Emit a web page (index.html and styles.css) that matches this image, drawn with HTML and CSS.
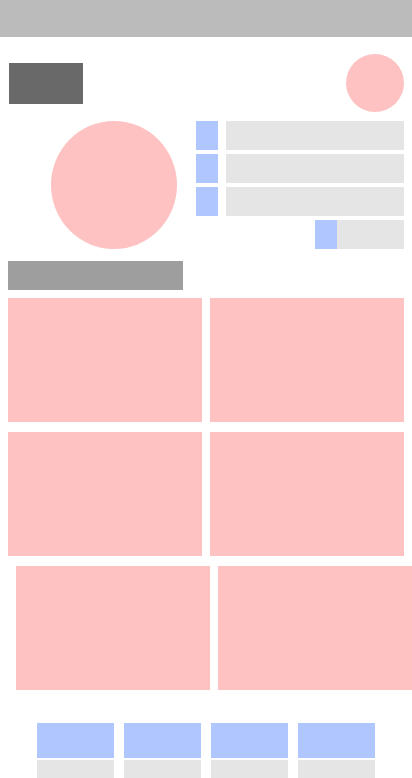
FILE: index.html
```html
<!DOCTYPE html>
<html>
<head>
<meta charset="utf-8">
<link rel="stylesheet" href="styles.css">
</head>
<body>
<div class="topbar"></div>
<div class="brand-row">
  <div class="logo"></div>
  <div class="avatar-sm"></div>
</div>
<div class="profile">
  <div class="avatar-lg"></div>
  <div class="stats">
    <div class="stat"><span class="stat-ic"></span><span class="stat-val"></span></div>
    <div class="stat"><span class="stat-ic"></span><span class="stat-val"></span></div>
    <div class="stat"><span class="stat-ic"></span><span class="stat-val"></span></div>
    <div class="stat stat-short"><span class="stat-ic"></span><span class="stat-val"></span></div>
  </div>
</div>
<div class="heading"></div>
<div class="grid">
  <div class="card"></div><div class="card"></div>
  <div class="card"></div><div class="card"></div>
</div>
<div class="grid grid-shift">
  <div class="card"></div><div class="card"></div>
</div>
<div class="tabs">
  <div class="tab"><div class="tab-ic"></div><div class="tab-lb"></div></div>
  <div class="tab"><div class="tab-ic"></div><div class="tab-lb"></div></div>
  <div class="tab"><div class="tab-ic"></div><div class="tab-lb"></div></div>
  <div class="tab"><div class="tab-ic"></div><div class="tab-lb"></div></div>
</div>
</body>
</html>
```
FILE: styles.css
```css
html, body { margin: 0; padding: 0; background: #fff; font-family: "Liberation Sans", sans-serif; overflow: hidden; }
body { width: 412px; height: 778px; }
.topbar { height: 37px; background: #bbbbbb; }
.brand-row { display: flex; justify-content: space-between; align-items: center; margin-top: 17px; padding: 0 8px 0 9px; }
.logo { width: 74px; height: 41px; background: #696969; }
.avatar-sm { width: 58px; height: 58px; border-radius: 50%; background: #fec2c2; }
.profile { display: flex; margin-top: 9px; padding: 0 8px 0 51px; }
.avatar-lg { width: 126px; height: 128px; border-radius: 50%; background: #fec2c2; flex: none; }
.stats { flex: 1; margin-left: 19px; display: flex; flex-direction: column; gap: 4px; }
.stat { display: flex; height: 29px; gap: 8px; }
.stat-ic { width: 22px; background: #afc6fe; flex: none; }
.stat-val { flex: 1; background: #e5e5e5; }
.stat-short { margin-left: auto; width: 89px; gap: 0; }
.heading { width: 175px; height: 29px; margin: 12px 0 0 8px; background: #9e9e9e; }
.grid { display: grid; grid-template-columns: 194px 194px; column-gap: 8px; row-gap: 10px; margin: 8px 0 0 8px; }
.grid-shift { margin: 10px 0 0 16px; }
.card { height: 124px; background: #fec2c2; }
.tabs { display: flex; justify-content: center; gap: 10px; margin-top: 33px; }
.tab { width: 77px; display: flex; flex-direction: column; gap: 2px; }
.tab-ic { height: 35px; background: #afc6fe; }
.tab-lb { height: 20px; background: #e5e5e5; }
```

Exercise —
Write out each line again precisely as it appears, skipping every picture.

In response —
Emit a web page (index.html and styles.css) that matches this image, drawn with HTML and CSS.
FILE: index.html
```html
<!DOCTYPE html>
<html>
<head>
<meta charset="utf-8">
<link rel="stylesheet" href="styles.css">
</head>
<body>
<div class="topbar"></div>
<div class="brand-row">
  <div class="logo"></div>
  <div class="avatar-sm"></div>
</div>
<div class="profile">
  <div class="avatar-lg"></div>
  <div class="stats">
    <div class="stat"><span class="stat-ic"></span><span class="stat-val"></span></div>
    <div class="stat"><span class="stat-ic"></span><span class="stat-val"></span></div>
    <div class="stat"><span class="stat-ic"></span><span class="stat-val"></span></div>
    <div class="stat stat-short"><span class="stat-ic"></span><span class="stat-val"></span></div>
  </div>
</div>
<div class="heading"></div>
<div class="grid">
  <div class="card"></div><div class="card"></div>
  <div class="card"></div><div class="card"></div>
</div>
<div class="grid grid-shift">
  <div class="card"></div><div class="card"></div>
</div>
<div class="tabs">
  <div class="tab"><div class="tab-ic"></div><div class="tab-lb"></div></div>
  <div class="tab"><div class="tab-ic"></div><div class="tab-lb"></div></div>
  <div class="tab"><div class="tab-ic"></div><div class="tab-lb"></div></div>
  <div class="tab"><div class="tab-ic"></div><div class="tab-lb"></div></div>
</div>
</body>
</html>
```
FILE: styles.css
```css
html, body { margin: 0; padding: 0; background: #fff; font-family: "Liberation Sans", sans-serif; overflow: hidden; }
body { width: 412px; height: 778px; }
.topbar { height: 37px; background: #bbbbbb; }
.brand-row { display: flex; justify-content: space-between; align-items: center; margin-top: 17px; padding: 0 8px 0 9px; }
.logo { width: 74px; height: 41px; background: #696969; }
.avatar-sm { width: 58px; height: 58px; border-radius: 50%; background: #fec2c2; }
.profile { display: flex; margin-top: 9px; padding: 0 8px 0 51px; }
.avatar-lg { width: 126px; height: 128px; border-radius: 50%; background: #fec2c2; flex: none; }
.stats { flex: 1; margin-left: 19px; display: flex; flex-direction: column; gap: 4px; }
.stat { display: flex; height: 29px; gap: 8px; }
.stat-ic { width: 22px; background: #afc6fe; flex: none; }
.stat-val { flex: 1; background: #e5e5e5; }
.stat-short { margin-left: auto; width: 89px; gap: 0; }
.heading { width: 175px; height: 29px; margin: 12px 0 0 8px; background: #9e9e9e; }
.grid { display: grid; grid-template-columns: 194px 194px; column-gap: 8px; row-gap: 10px; margin: 8px 0 0 8px; }
.grid-shift { margin: 10px 0 0 16px; }
.card { height: 124px; background: #fec2c2; }
.tabs { display: flex; justify-content: center; gap: 10px; margin-top: 33px; }
.tab { width: 77px; display: flex; flex-direction: column; gap: 2px; }
.tab-ic { height: 35px; background: #afc6fe; }
.tab-lb { height: 20px; background: #e5e5e5; }
```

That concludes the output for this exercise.